By the early 1990s, the shabby chic style was coming into its own, and Rachel Ashwell founded a new home brand, appropriately named Shabby Chic. As the original shabby chic store, Ashwell played a pivotal role in packaging the style and defining the look that would take off through the decade. In 1996, she published a book and described shabby chic as “the aura of old money, cushy comfort, and crafted indifference.” I wouldn’t be surprised if Kathleen Kelly kept a copy in her bookstore desk.
Why Shabby Chic Interior Design is Trending Again
This decade has an affinity for nostalgia, even for the not-so-distant past. “I go online, and my breath catches in my chest until I hear three little words—you’ve got mail.” In today’s fast-paced world, it’s hard to believe we once had the patience for dial-up! Shabby chic defined a decade that many of us pine for, so it only makes sense that we wish to recreate the look. I’m not sure if you have heard of the Meg Ryan Fall trend, but I think we can all relate to the idea of creating familiar comfort in our homes. With its English cottage roots, vintage furnishings, and Laura Ashley textiles, Shabby chic has transitioned to a new trend—cottage style. This latest incarnation of the aesthetic also goes by cottage chic and “cottagecore” if you’re on TikTok. The root of all of these design styles, however, is comfort. And, comfort will always be popular.
What Makes Shabby Chic Design “All-American?”
At first glance, it may seem like we pulled the shabby chic style from American rom coms, imitating the Meg Ryan look with flea market finds, crackle paint DIY, and catalog-ordered quilts.
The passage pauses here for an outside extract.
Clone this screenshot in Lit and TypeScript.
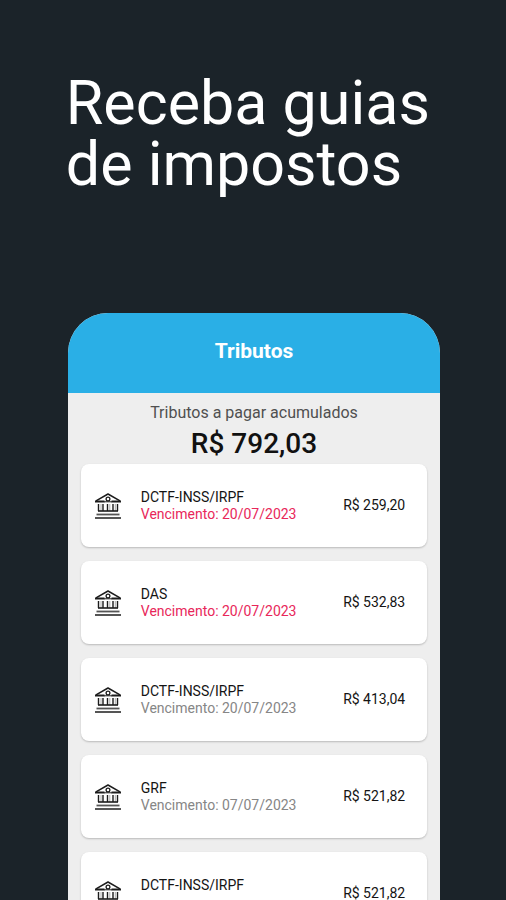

However, a closer look indicates that we snagged the idea from the British and claimed shabby chic as our own American interior design style. If shabby chic has English roots, can it still be all-American? Yes! Americans have taken some of our best design cues from across the pond, like Georgian interior design, and made them our own. In the case of shabby chic, we applied American ideals of comfort and nostalgia—pairing English antiques with reclaimed wood from the American farmhouse. American design is all about mixing styles. Not too shabby, right?